WHETHER QUANTIFIABLE DATA SHOWING INADEQUACY OF REPRESENTATION CAN BE COLLECTED ON THE BASIS OF SAMPLING METHODS, AS HELD BY THIS COURT IN B.K. PAVITRA V. UNION OF INDIA, (2019) 16 SCC 129 (“B.K. PAVITRA II”)?
In BK Pavitra II, it was held that the expression ‘cadre’ has no fixed meaning in service jurisprudence and hence, the collection of data on the basis of ‘groups’ is valid. On the contrary, in M. Nagaraj it was held that the unit for collection of quantifiable data is cadre, and not services as has been held in B.K. Pavitra II.
The State should justify reservation in promotions with respect to the cadre to which promotion is made. Taking into account the data pertaining to a ‘group’, which would be an amalgamation of certain cadres in a service, would not give the correct picture of the inadequacy of representation of SCs and STs in the cadre in relation to which reservation in promotions is sought to be made. Rosters are prepared cadre-wise and not group-wise. Sampling method which was adopted by the Ratna Prabha Committee might be a statistical formula appropriate for collection of data. However, for the purpose of collection of quantifiable data to assess representation of SCs and STs for the purpose of providing reservation in promotions, cadre, which is a part of a ‘group’, is the unit and the data has to be collected with respect to each cadre.
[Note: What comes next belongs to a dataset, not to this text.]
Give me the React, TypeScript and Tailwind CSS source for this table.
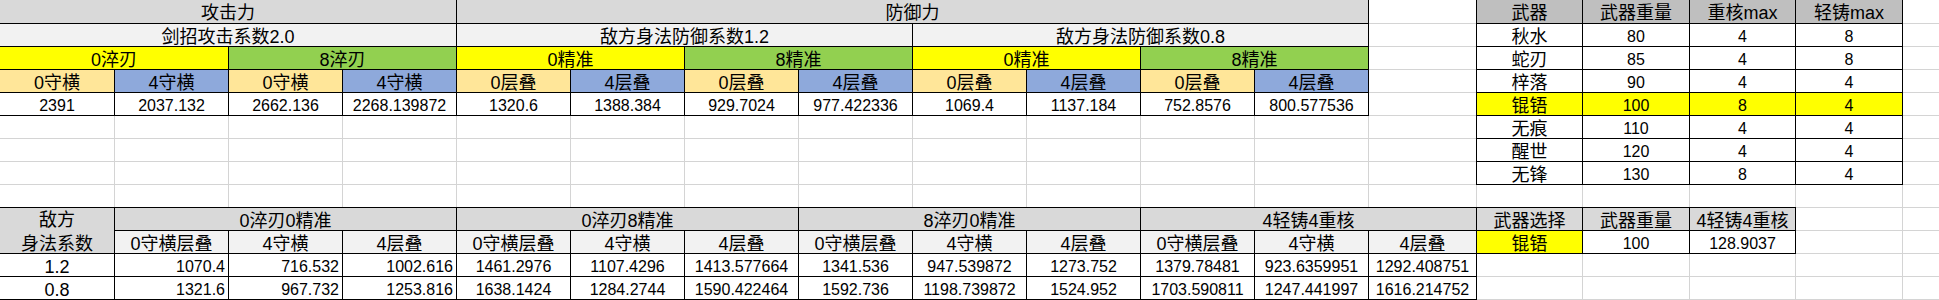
import type { ReactNode } from 'react';

const ORANGE = 'bg-[#ffe699]';
const BLUE = 'bg-[#8ea9db]';
const YELLOW = 'bg-[#ffff00]';
const GREEN = 'bg-[#92d050]';

interface CellProps {
  children?: ReactNode;
  className?: string;
  right?: boolean;
}

function Cell({ children, className = '', right = false }: CellProps) {
  const numeric = typeof children === 'number';
  return (
    <div
      className={[
        'overflow-hidden whitespace-nowrap text-black',
        numeric ? 'text-[16px] leading-[25px]' : 'text-[18px] leading-[26px]',
        right ? 'text-right pr-[3px]' : 'text-center',
        className || 'bg-white',
      ].join(' ')}
    >
      {children}
    </div>
  );
}

const attackRow = [2391, 2037.132, 2662.136, 2268.139872, 1320.6, 1388.384, 929.7024, 977.422336, 1069.4, 1137.184, 752.8576, 800.577536];

const stackHeads = ['0守横', '4守横', '0守横', '4守横', '0层叠', '4层叠', '0层叠', '4层叠', '0层叠', '4层叠', '0层叠', '4层叠'];

const weapons: [string, number, number, number][] = [
  ['秋水', 80, 4, 8],
  ['蛇刃', 85, 4, 8],
  ['梓落', 90, 4, 4],
  ['锟铻', 100, 8, 4],
  ['无痕', 110, 4, 4],
  ['醒世', 120, 4, 4],
  ['无锋', 130, 8, 4],
];

const enemyRows: [string, number[]][] = [
  ['1.2', [1070.4, 716.532, 1002.616, 1461.2976, 1107.4296, 1413.577664, 1341.536, 947.539872, 1273.752, 1379.78481, 923.6359951, 1292.408751]],
  ['0.8', [1321.6, 967.732, 1253.816, 1638.1424, 1284.2744, 1590.422464, 1592.736, 1198.739872, 1524.952, 1703.590811, 1247.441997, 1616.214752]],
];

const comboHeads = ['0淬刃0精准', '0淬刃8精准', '8淬刃0精准', '4轻铸4重核'];

function DamageTable() {
  return (
    <div className="col-start-1 row-start-1 col-span-12 row-span-5 grid grid-cols-subgrid grid-rows-subgrid bg-black shadow-[0_0_0_1px_#000]">
      <div className="col-span-4 grid"><Cell className="bg-[#d9d9d9]">攻击力</Cell></div>
      <div className="col-span-8 grid"><Cell className="bg-[#d9d9d9]">防御力</Cell></div>

      <div className="col-span-4 grid"><Cell className="bg-[#f2f2f2]">剑招攻击系数2.0</Cell></div>
      <div className="col-span-4 grid"><Cell className="bg-[#f2f2f2]">敌方身法防御系数1.2</Cell></div>
      <div className="col-span-4 grid"><Cell className="bg-[#f2f2f2]">敌方身法防御系数0.8</Cell></div>

      <div className="col-span-2 grid"><Cell className={YELLOW}>0淬刃</Cell></div>
      <div className="col-span-2 grid"><Cell className={GREEN}>8淬刃</Cell></div>
      <div className="col-span-2 grid"><Cell className={YELLOW}>0精准</Cell></div>
      <div className="col-span-2 grid"><Cell className={GREEN}>8精准</Cell></div>
      <div className="col-span-2 grid"><Cell className={YELLOW}>0精准</Cell></div>
      <div className="col-span-2 grid"><Cell className={GREEN}>8精准</Cell></div>

      {stackHeads.map((h, i) => (
        <Cell key={`h${i}`} className={i % 2 === 0 ? ORANGE : BLUE}>{h}</Cell>
      ))}
      {attackRow.map((v, i) => (
        <Cell key={`v${i}`}>{v}</Cell>
      ))}
    </div>
  );
}

function WeaponTable() {
  return (
    <div className="col-start-14 row-start-1 col-span-4 row-span-8 grid grid-cols-subgrid grid-rows-subgrid bg-black shadow-[0_0_0_1px_#000]">
      {['武器', '武器重量', '重核max', '轻铸max'].map((h) => (
        <Cell key={h} className="bg-[#bfbfbf]">{h}</Cell>
      ))}
      {weapons.map((w) => {
        const bg = w[0] === '锟铻' ? YELLOW : 'bg-white';
        return w.map((v, i) => (
          <Cell key={`${w[0]}-${i}`} className={bg}>{v}</Cell>
        ));
      })}
    </div>
  );
}

function EnemyTable() {
  return (
    <div className="col-start-1 row-start-10 col-span-13 row-span-4 grid grid-cols-subgrid grid-rows-subgrid bg-black shadow-[0_0_0_1px_#000]">
      <div className="row-span-2 bg-[#d9d9d9] text-center text-[18px] leading-[24px] text-black">
        敌方
        <br />
        身法系数
      </div>
      {comboHeads.map((h) => (
        <div key={h} className="col-span-3 grid"><Cell className="bg-[#d9d9d9]">{h}</Cell></div>
      ))}
      {comboHeads.flatMap((h) =>
        ['0守横层叠', '4守横', '4层叠'].map((s) => (
          <Cell key={`${h}-${s}`} className="bg-[#f2f2f2]">{s}</Cell>
        )),
      )}
      {enemyRows.map(([k, vals]) => [
        <Cell key={k}>{k}</Cell>,
        ...vals.map((v, i) => (
          <Cell key={`${k}-${i}`} right={i < 3}>{v}</Cell>
        )),
      ])}
    </div>
  );
}

function PickTable() {
  return (
    <div className="col-start-14 row-start-10 col-span-3 row-span-2 grid grid-cols-subgrid grid-rows-subgrid bg-black shadow-[0_0_0_1px_#000]">
      <Cell className="bg-[#d9d9d9]">武器选择</Cell>
      <Cell className="bg-[#d9d9d9]">武器重量</Cell>
      <Cell className="bg-[#d9d9d9]">4轻铸4重核</Cell>
      <Cell className={YELLOW}>锟铻</Cell>
      <Cell>{100}</Cell>
      <Cell>{128.9037}</Cell>
    </div>
  );
}

export default function App() {
  return (
    <div className="h-[300px] w-[1939px] overflow-hidden bg-white font-['Liberation_Sans','Noto_Sans_CJK_SC',sans-serif]">
      <div className="grid gap-px bg-[#d4d4d4] grid-cols-[114px_repeat(11,113px)_107px_105px_106px_105px_106px_1fr] grid-rows-[23px_repeat(13,22px)] auto-rows-[22px]">
        <DamageTable />
        <WeaponTable />
        <EnemyTable />
        <PickTable />
        {Array.from({ length: 110 }, (_, i) => (
          <div key={`f${i}`} className="bg-white" />
        ))}
      </div>
    </div>
  );
}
DECISION-The court concluded that the judgment in the Nagraj case does not need to be referred to a seven-Judge bench. Along with this, the provision that the State has to collect quantifiable data showing backwardness of the Scheduled Castes and the Scheduled Tribes is contrary to the nine-Judge Bench in Indra Sawhney case making this provision invalid. It was also seen in the Indra Sawhney Case that any discussion on the ‘creamy layer’ has no relevance in the context of Scheduled castes and Scheduled tribes. Further, the Supreme Court confirmed the Application of creamy layer to promotions for Scheduled castes and Scheduled tribes as held in the Nagraj Judgement. It had resulted in thousands of employees being denied their due promotions. The court viewed the principle of the creamy layer as a principle of identification and not of equality.